Looking for a miracle
Looking for a miracle
I was not looking for a miracle, but one happened at a toll booth.
Heading North on Tri-State 294 Milwaukee March 19, my hand extended toward the cashier with $2 in hand to pay the $1.50 toll. “Receipt please,” I requested. She waved me on through. According to the cashier, the driver ahead of me paid my toll. Surprised and startled, I said thanks for the unexpected gift and miracle that brightened my day. Never would I have to pay it back to the one who paid for me. However, I can choose to pay it forward for someone else.
On Palm Sunday, I preached at Sherman UMC in Evanston. Sherman UMC has the distinction of being “the first and only church named for a woman and an African American, as well as being the only historically prominent African American United Methodist congregation on the North Shore.”
This church founded by Lula B. Sherman performed a miracle in my life in 1968. God and public transportation brought me to Evanston. A 19-hour bus ride by Greyhound brought me to Chicago. A cab ride transported me to the train bound for Evanston. Arriving at 1200 Davis Street, I caught a cab to Garrett.

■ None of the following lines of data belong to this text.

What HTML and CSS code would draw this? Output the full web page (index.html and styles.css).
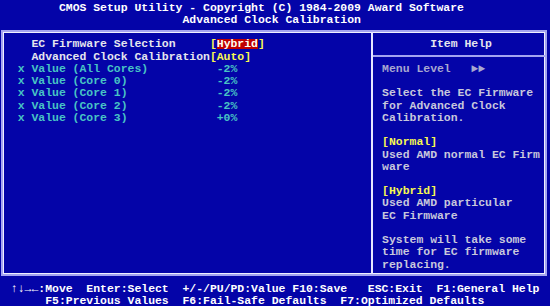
FILE: index.html
```html
<!DOCTYPE html>
<html lang="en">
<head>
  <meta charset="UTF-8">
  <meta name="viewport" content="width=device-width, initial-scale=1.0">
  <title>Advanced Clock Calibration</title>
  <link rel="stylesheet" href="styles.css">
</head>
<body>
  <div class="screen">
    <header class="title">
      <div class="title-main">CMOS Setup Utility - Copyright (C) 1984-2009 Award Software</div>
      <div class="title-sub">Advanced Clock Calibration</div>
    </header>

    <div class="frame">
      <div class="items">
        <div class="item">
          <span class="mark"></span>
          <span class="label">EC Firmware Selection</span>
          <span class="value">[<span class="sel">Hybrid</span>]</span>
        </div>
        <div class="item">
          <span class="mark"></span>
          <span class="label">Advanced Clock Calibration</span>
          <span class="value">[Auto]</span>
        </div>
        <div class="item locked">
          <span class="mark">x</span>
          <span class="label">Value (All Cores)</span>
          <span class="value num">-2%</span>
        </div>
        <div class="item locked">
          <span class="mark">x</span>
          <span class="label">Value (Core 0)</span>
          <span class="value num">-2%</span>
        </div>
        <div class="item locked">
          <span class="mark">x</span>
          <span class="label">Value (Core 1)</span>
          <span class="value num">-2%</span>
        </div>
        <div class="item locked">
          <span class="mark">x</span>
          <span class="label">Value (Core 2)</span>
          <span class="value num">-2%</span>
        </div>
        <div class="item locked">
          <span class="mark">x</span>
          <span class="label">Value (Core 3)</span>
          <span class="value num">+0%</span>
        </div>
      </div>

      <div class="help">
        <div class="help-title">Item Help</div>
        <div class="help-rule"></div>
        <div class="help-body">
          <div class="line menu-level">Menu Level   ►►</div>
          <div class="line">&nbsp;</div>
          <div class="line">Select the EC Firmware</div>
          <div class="line">for Advanced Clock</div>
          <div class="line">Calibration.</div>
          <div class="line">&nbsp;</div>
          <div class="line opt">[Normal]</div>
          <div class="line">Used AMD normal EC Firm</div>
          <div class="line">ware</div>
          <div class="line">&nbsp;</div>
          <div class="line opt">[Hybrid]</div>
          <div class="line">Used AMD particular</div>
          <div class="line">EC Firmware</div>
          <div class="line">&nbsp;</div>
          <div class="line">System will take some</div>
          <div class="line">time for EC firmware</div>
          <div class="line">replacing.</div>
        </div>
      </div>
    </div>

    <footer class="keys">
      <div class="line"> ↑↓→←:Move  Enter:Select  +/-/PU/PD:Value F10:Save   ESC:Exit  F1:General Help</div>
      <div class="line">      F5:Previous Values  F6:Fail-Safe Defaults  F7:Optimized Defaults</div>
    </footer>
  </div>
</body>
</html>
```

FILE: styles.css
```css
body {
  margin: 0;
  background-color: #0404a8;
  color: #ffffff;
  font-family: "Liberation Mono", "DejaVu Sans Mono", monospace;
  font-size: 11.458px;
  font-weight: bold;
  line-height: 12.24px;
}
.screen {
  width: 550px;
  height: 306px;
  display: grid;
  grid-template-rows: 24.48px 257.04px 24.48px;
  overflow: hidden;
}
.line {
  white-space: pre;
}
.title {
  padding: 1.7px 0 0 4px;
}
.title-main {
  padding-left: 8ch;
}
.title-sub {
  padding-left: 26ch;
}
.frame {
  display: flex;
  margin: 6px 3px 6px 1px;
  border: 2px solid #a4a4f0;
  box-shadow: inset 0 0 0 1px #f0f0ff;
}
.items {
  width: 368px;
  padding: 5.94px 0 0 calc(1px + 2ch);
  box-sizing: border-box;
}
.item {
  display: grid;
  grid-template-columns: 2ch 26ch auto;
  color: #e6e6ee;
}
.label,
.value {
  white-space: pre;
}
.value {
  color: #f8f850;
}
.sel {
  display: inline-block;
  height: 10px;
  line-height: 10.5px;
  background-color: #c00000;
  color: #fffff0;
}
.locked,
.locked .value {
  color: #48c4c4;
}
.num {
  padding-left: 1ch;
}
.help {
  flex: 1;
  padding-top: 5.94px;
  border-left: 2px solid #e6e6ff;
}
.help-title {
  padding-left: calc(9.1px + 7ch);
  color: #e6e6ee;
}
.help-rule {
  height: 2px;
  margin: 4.5px 0 5.74px;
  background-color: #a4a4f0;
}
.help-body {
  padding-left: 9.1px;
  color: #c8c8dc;
}
.menu-level {
  color: #a8a8d0;
}
.opt {
  color: #f8f850;
}
.keys {
  padding: 1.7px 0 0 4px;
}
```
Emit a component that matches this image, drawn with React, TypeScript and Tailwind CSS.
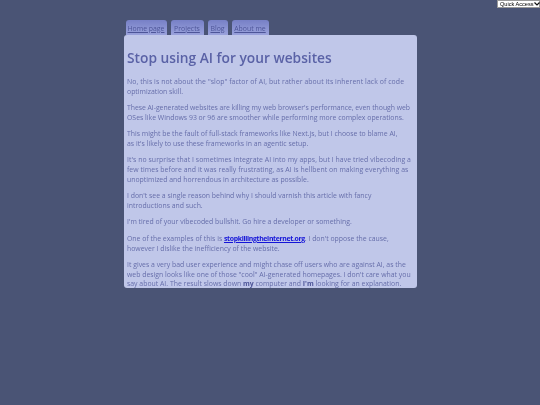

I registered for class undergirded by scholarship support from those I never knew. Subsequently, Garrett assigned me to a room in Loder Hall. Thus, I began my journey in a strange land, away from family, friends, and familiar connections.
A week after entering this strange land, Herb Martin, student pastor of Sherman, invited me to worship. In Sherman, I found a new church home, support and work under the leadership of a classmate. Sherman and Garrett-Evangelical Theological Seminary became two unexpected miracles in my life. I can’t pay them back but I can pay it forward.
At the June 8-11 Annual Conference of IGRC, I’m LOOKING FOR A MIRACLE. One million dollars will educate EIGHT STUDENTS ANNUALLY at Africa University till Jesus comes. Completing this drive for the Africa University Scholarship Endowment Fund is paramount. Only three months are left to achieve our goal.
Some would say, “Bishop, Go find some rich man or woman to give us the rest of the money.” Clearly, that is one way to get it done. And if God led some rich person to drop $516, 800, I would gladly accept the gift and acknowledge it if that was their desire. However, one rich man or woman did not make a commitment to raise $1 million for the Africa University Scholarship Endowment Fund, WE did.
Every church and pastor has tons of people who have been gifted with scholarships by people they will never know or meet. Paying them back is not necessary. Paying it forward for others makes sense. When every church submits its fair share, our goal will be achieved.
If we are still short of $1 million, I will stand on the conference floor and ask every member and church of the Annual Conference to join me in going the second and third mile to complete our $1 million goal. I can imagine the joy and unbelievable moment that will overwhelm devoted and committed African students and their families who show up at Africa University for an education and learn that scholarships are available to help them get an education for the transformation of the world.
And when they ask who performed this miracle; who did this thing? May the word of cashier at the toll booth gladden their day with some good news. United Methodists who graduated ahead of you paid the toll. Go and do likewise.